### Short exercise
Pick out every line that holds the string "React" and copy it.

Stored entries
[BEGIN]

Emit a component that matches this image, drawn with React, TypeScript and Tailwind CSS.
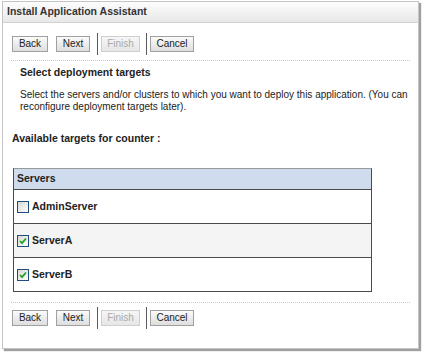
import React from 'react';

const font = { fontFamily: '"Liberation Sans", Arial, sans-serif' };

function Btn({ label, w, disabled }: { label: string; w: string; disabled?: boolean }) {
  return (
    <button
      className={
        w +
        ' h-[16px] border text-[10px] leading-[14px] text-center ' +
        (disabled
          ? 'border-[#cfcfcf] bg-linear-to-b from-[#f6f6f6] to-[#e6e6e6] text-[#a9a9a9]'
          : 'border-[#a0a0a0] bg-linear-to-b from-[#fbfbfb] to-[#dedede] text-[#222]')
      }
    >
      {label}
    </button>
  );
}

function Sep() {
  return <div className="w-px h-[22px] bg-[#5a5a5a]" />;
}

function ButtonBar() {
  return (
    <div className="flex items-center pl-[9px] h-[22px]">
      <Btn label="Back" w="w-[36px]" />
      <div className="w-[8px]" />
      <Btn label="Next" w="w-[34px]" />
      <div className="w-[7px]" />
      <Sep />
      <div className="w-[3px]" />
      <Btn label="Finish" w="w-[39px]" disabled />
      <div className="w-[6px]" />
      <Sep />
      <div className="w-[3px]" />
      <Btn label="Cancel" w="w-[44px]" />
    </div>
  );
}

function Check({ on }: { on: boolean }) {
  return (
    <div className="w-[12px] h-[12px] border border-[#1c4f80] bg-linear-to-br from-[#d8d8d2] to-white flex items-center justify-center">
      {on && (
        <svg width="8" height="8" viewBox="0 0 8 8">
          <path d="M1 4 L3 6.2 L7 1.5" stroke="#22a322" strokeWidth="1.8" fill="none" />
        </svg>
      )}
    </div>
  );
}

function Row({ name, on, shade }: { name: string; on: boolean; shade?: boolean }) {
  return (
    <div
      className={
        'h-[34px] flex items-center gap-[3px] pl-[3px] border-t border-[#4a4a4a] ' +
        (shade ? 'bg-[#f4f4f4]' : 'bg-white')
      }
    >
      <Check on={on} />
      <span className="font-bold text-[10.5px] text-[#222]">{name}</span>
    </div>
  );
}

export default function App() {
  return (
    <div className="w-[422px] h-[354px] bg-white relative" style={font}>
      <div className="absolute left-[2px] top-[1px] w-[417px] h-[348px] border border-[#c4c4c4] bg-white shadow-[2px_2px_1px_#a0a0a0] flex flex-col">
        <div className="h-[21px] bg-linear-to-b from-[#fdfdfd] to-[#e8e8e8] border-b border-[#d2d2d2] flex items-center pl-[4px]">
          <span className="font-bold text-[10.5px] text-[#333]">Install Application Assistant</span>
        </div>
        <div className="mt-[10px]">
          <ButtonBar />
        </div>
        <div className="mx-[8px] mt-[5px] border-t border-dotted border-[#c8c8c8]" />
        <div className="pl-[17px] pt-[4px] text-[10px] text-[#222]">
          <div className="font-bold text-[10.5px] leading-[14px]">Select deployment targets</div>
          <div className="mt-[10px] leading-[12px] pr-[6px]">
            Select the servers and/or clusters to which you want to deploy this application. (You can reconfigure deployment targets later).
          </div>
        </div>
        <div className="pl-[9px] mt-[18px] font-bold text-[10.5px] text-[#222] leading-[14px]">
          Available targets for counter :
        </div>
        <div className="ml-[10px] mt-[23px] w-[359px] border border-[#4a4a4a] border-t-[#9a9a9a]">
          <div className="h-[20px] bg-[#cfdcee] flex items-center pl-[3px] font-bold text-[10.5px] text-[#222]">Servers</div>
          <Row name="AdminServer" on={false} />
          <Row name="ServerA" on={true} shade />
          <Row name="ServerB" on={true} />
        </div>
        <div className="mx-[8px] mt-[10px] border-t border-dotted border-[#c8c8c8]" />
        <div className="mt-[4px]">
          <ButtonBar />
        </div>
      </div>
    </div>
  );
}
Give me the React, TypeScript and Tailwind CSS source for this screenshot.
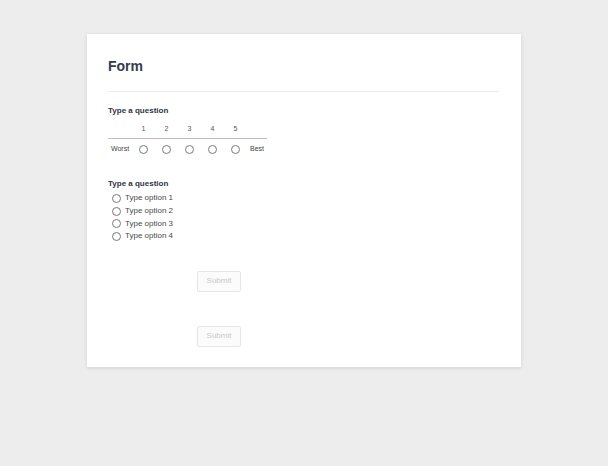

[END]

### Exercise output
Emit a component that matches this image, drawn with React, TypeScript and Tailwind CSS.
import React from 'react';
Give me the React, TypeScript and Tailwind CSS source for this screenshot.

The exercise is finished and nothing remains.